Nick and I spent 3 days Couchsurfing in Mumbai. Our host took us out for late night rides to the beach, kulfi ice cream, paan (refreshment leaf) and tours of Bollywood homes. I particularly had an interesting experience as his views of women made for a unique experience. However, not negative as I was excluded from conversations and actives. Nonetheless, it was a cultural experience and we were thankful for the hospitality.
We spent time wandering the south and taking in the old architecture: High Court, Gateway of India, Chhatrapati Shivaji Terminus (awesome train station), Taj Mahal Palace (high end hotel), Chhatrapti Shivaji Maharaj Vastu Sangrahalaya, and Rajabai Clock Tower.
We explored the bazaar district and loved the variety of fruit sold at the Crawford Market, the largest market in Mumbai. We were lucky to be there during the beginning of Alphonso mango season. We paid 400 R ($6) for 12 delicious locally grown mangos and drooled over beautiful papayas, pomegranates, cashews, dried fruits, spices, and figs.
Dharavi slum- Nick and I decided to visit the Dharavi Slum, as 53% of Mumbai’s population lives in slums. This slum is home to 1 million people and stretches over 432 acres. Parts of the movie “Slum dog millionaire” were filmed in Dharavi. There are over 10,000 government registered businesses located in the slum, mostly in the leather, recycling (plastics), and pottery industry.
We were torn whether or not visiting was ethical, however decided that in order to address issues within our society we need to educate ourselves in every way possible. In addition, by booking a tour through Reality Tours & Travel, 80% of the proceeds went to community centers educating youth. Nick and I found the experience fascinating as it didn’t feel like we were in a “slum”. It felt like we were in any other part of India, walking through back alleys to a bus station. The word “slum” simply means a settlement residing on government land. The degree of poverty within slums vary, however the West puts such a negative connotation on the word. This community had shops and did the work that others would not. The jobs were dangerous (burning paint, melting aluminum and recycling plastics) and takes years off of the local’s lifespan. Since photography was prohibited (rightly so) check out the great photos we were provided.- read more on slum tourism
Marine Drive – Here, Nick and I watched the sunset over the Arabian Sea. The twinkling night-lights of Mumbai were nicknamed, ‘the queens necklace’, and hundreds of locals gathered for the evening. Unfortunately, we couldn’t actually see the sun set due to the dense air pollution.
Mahalaxmi Dhobi Ghat- This 140 year old area is known as the largest human powered washing machine. Thousands of kilograms of clothes are cleaned a day and there are over 1,026 open air troughs.

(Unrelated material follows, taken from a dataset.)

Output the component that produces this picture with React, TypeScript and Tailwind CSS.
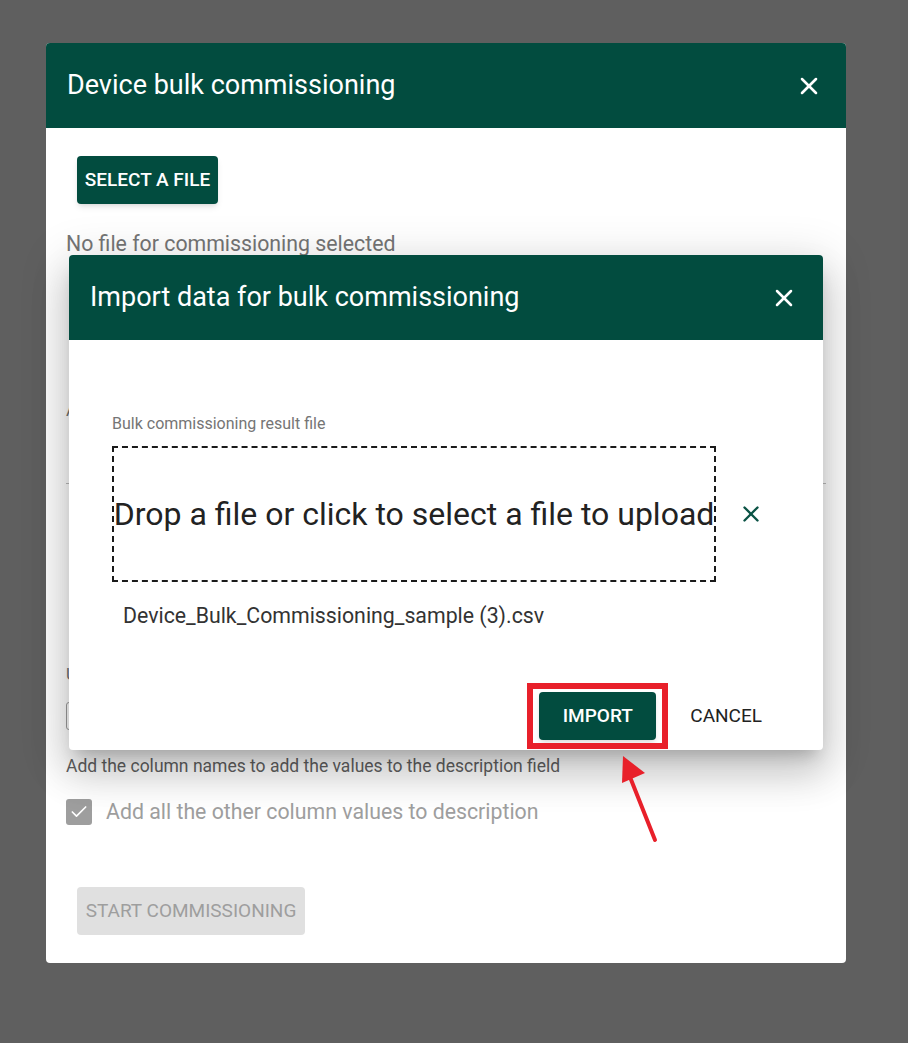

Bombay Panjrapole- 300 homeless cows are located in the middle of the city. Goats, donkeys and dogs can be found and they are all provided shelter and fed.The Mumbai Wall Project – Nick and I wandered parallel from Bandra to Colaba train stations. The 2 km wall of street art addressed issues regarding pollution, gender equality, aborting females, and child abuse. Although the majority of the wall seemed to be repainted, the murals left were thoughts provoking and beautiful.
Malabar Hill- At the tip of the peninsula, Nick and I roamed around an exclusive and quiet neighborhood. The homes were large and it felt like we escaped the chaos of Mumbai for just a few minutes. Hidden between streets, we visited Banging Tank where kids played and Hindu pilgrims bathed.
-Try a bombil (Bombay Duck) thali, it’s sun dried fish that’s then deep fried.
-Near Marine Drive there is an amazing kulfi shop that serves pre sliced ice cream between wafers.